Kristall als Lichtspeicher
Alle derzeitigen Gravitationswellen-Detektoren verwenden infrarotes Laserlicht. Mit den extrem gleichmäßigen Laserstrahlen, die Roman Schnabel und seine Mitarbeiter jetzt herstellen können, lassen sich diese Detektoren enorm verbessern. „Dafür sortieren wir die Lichtquanten des Laserstrahls um und ordnen sie regelmäßiger an“, erklärt Roman Schnabel. Das gelingt ihnen mithilfe von doppelbrechenden, nicht-linearen Kristallen. Diesen beleuchten sie mit einem grünen Laserstrahl, der genau die halbe Wellenlänge des infraroten hat. „Erst dieser Laser präpariert den Kristall so, dass er das infrarote Licht quetscht“, sagt Roman Schnabel. Der grüne Laserstrahl polarisiert den Kristall, versetzt also die Elektronenhüllen der Kristallatome in Schwingungen – und zwar genau mit der Frequenz des grünen Lasers. In diesem Zustand kann der Kristall Photonen des infraroten Laserstrahls speichern. Und das tut er genau dann, wenn die Lichtteilchen des infraroten Lasers geballt auf den Kristall treffen. Wird der infrarote Photonenstrom wieder dünner, wird er mit dem im Kristall gespeicherten Licht aufgefüllt. So werden die Photonen gleichmäßiger angeordnet.
„Mit gequetschtem Laserlicht, wie wir es erzeugen, kann man die Reichweite von Gravitationswellen- Detektoren mehr als verdreifachen“ sagt Roman Schnabel. Damit ließen sich sogar Verschmelzungen von leichten Schwarzen Löchern am Rand des Universums beobachten. Mit anderen derzeitigen Messmethoden sei das nicht möglich. Ein Gravitationswellen- Detektor wie GEO600 bei Hannover besteht aus zwei rechtwinklig angeordneten Tunneln, in denen Laserstrahlen zwischen Spiegeln hin- und her laufen. Die Tunnel treffen an einer Stelle aufeinander. Dort überlagern sich die Strahlen, wobei ein Lichtmuster – ein so genanntes Interferenzmuster – entsteht.
Trifft eine Gravitationswelle aus dem Kosmos auf den Detektor, zieht sie die Tunnel ein klein wenig in die Länge oder staucht sie.
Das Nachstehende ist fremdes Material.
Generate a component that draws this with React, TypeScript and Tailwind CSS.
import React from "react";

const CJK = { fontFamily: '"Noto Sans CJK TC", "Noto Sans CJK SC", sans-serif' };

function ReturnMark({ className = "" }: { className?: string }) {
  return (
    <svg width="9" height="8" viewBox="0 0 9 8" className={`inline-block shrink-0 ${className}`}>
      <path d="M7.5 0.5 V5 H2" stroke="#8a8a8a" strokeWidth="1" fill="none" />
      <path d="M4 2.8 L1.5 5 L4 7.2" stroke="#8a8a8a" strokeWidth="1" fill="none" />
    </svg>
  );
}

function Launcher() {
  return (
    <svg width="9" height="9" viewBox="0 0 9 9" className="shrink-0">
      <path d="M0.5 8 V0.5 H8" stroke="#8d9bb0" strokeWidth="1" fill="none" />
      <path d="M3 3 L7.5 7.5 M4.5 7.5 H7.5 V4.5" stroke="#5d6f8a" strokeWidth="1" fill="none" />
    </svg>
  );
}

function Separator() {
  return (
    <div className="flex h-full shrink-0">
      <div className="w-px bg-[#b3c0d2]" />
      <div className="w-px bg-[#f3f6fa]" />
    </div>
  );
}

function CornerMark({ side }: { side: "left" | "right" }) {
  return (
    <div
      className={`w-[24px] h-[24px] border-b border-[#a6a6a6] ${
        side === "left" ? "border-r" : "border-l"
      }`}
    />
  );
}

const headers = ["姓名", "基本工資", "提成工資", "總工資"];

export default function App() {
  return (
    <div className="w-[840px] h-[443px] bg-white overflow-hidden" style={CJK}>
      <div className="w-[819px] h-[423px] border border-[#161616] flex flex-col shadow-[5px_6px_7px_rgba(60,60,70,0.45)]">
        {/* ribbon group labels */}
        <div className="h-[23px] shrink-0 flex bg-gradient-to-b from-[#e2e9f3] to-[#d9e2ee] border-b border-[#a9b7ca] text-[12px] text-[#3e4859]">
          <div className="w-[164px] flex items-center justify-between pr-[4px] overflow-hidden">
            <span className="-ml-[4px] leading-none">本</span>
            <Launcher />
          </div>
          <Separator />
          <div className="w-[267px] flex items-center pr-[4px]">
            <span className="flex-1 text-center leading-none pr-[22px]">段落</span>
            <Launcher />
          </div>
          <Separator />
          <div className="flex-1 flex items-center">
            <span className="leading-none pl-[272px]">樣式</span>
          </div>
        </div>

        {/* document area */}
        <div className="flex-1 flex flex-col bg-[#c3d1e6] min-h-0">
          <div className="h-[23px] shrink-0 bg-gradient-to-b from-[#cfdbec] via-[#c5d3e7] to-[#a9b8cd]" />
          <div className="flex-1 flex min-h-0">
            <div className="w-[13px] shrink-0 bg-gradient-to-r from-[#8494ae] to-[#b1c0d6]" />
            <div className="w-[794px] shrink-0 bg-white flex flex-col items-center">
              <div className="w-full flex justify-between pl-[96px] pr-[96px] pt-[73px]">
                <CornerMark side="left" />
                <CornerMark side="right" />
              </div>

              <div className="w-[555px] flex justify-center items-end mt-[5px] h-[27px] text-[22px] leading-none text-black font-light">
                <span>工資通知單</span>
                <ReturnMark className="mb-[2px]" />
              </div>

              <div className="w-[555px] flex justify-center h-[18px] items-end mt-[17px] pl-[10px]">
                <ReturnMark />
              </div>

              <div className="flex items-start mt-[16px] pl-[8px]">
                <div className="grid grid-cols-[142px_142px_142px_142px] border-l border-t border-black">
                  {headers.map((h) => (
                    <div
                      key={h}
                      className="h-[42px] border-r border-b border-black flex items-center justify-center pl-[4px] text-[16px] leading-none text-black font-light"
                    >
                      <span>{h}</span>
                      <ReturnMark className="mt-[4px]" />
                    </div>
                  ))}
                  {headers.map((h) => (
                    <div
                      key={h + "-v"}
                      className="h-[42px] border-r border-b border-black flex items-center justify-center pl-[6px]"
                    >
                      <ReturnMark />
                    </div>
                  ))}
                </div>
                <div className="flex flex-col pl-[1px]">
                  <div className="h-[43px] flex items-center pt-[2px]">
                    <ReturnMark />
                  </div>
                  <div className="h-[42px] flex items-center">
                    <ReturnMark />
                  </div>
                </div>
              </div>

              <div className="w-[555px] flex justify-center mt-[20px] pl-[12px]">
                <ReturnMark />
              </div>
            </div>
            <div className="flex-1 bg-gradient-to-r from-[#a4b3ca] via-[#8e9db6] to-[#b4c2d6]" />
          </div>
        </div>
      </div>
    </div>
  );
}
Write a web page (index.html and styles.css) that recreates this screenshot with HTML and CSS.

Dadurch verändert sich die Laufstrecke der Laserstrahlen, so dass sie kurzzeitig ein anderes Interferenzmuster erzeugen. Empfindliche Messgeräte zeichnen das auf und erlauben es den Forschern so, durchlaufende Gravitationswellen zu erkennen – zumindest in der Theorie.
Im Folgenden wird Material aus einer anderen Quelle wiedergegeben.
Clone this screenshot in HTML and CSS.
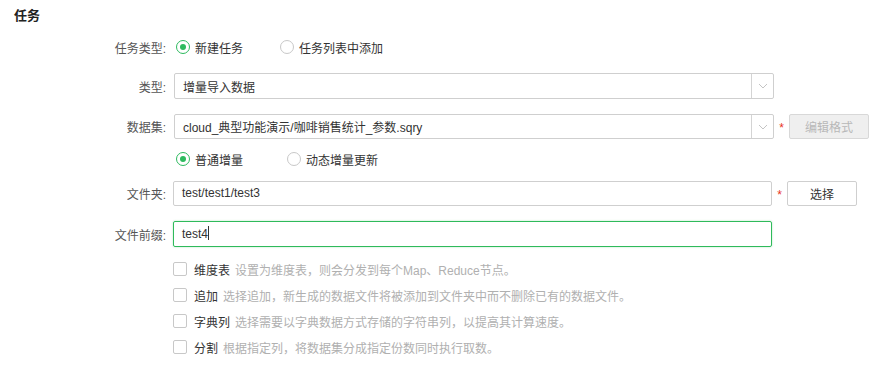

Lineal für den Bruchteil eines Atomradius
Praktisch ist es bisher nicht gelungen, Gravitationswellen direkt zu messen. Das Problem: Die zu messenden Änderungen sind winzig. Wenn eine Gravitationswelle auf den Detektor GEO600 trifft, verändert sie die Länge seiner Tunnel nur um ein zehn Billiardstel Millimeter – das ist eine Milliarde Mal kleiner als der Durchmesser eines Atoms. Um so winzige Strecken zu messen, müssen die Laserstrahlen, die das Interferenzmuster erzeugen, eine möglichst gleich bleibende Intensität besitzen. Denn jede Helligkeitsschwankung verändert das Überlagerungsmuster der Strahlen und täuscht damit eine durchlaufende Gravitationswelle vor.
Hier liegt der Vorteil von gequetschten Laserstrahlen: Weil sie eine extrem gleichmäßige Intensität haben, erzeugen sie ein sehr stabiles Interferenzmuster. Der Detektor wird dadurch empfindlicher, kann schwächere Wellen nachweisen und tiefer ins All lauschen. Gravitationswellen entstehen, wenn große Massen ihre Bewegung ändern – wenn etwa Schwarze Löcher umeinander wirbeln oder Neutronensterne vibrieren. Gelänge es, Gravitationswellen zu messen, könnten Astrophysiker Schwarze Löcher beobachten, in das Innere von Neutronen- Sternen schauen und mehr über die rätselhafte Dunkle Materie erfahren. Mit normalen Teleskopen sind solche dunklen Objekte nicht sichtbar.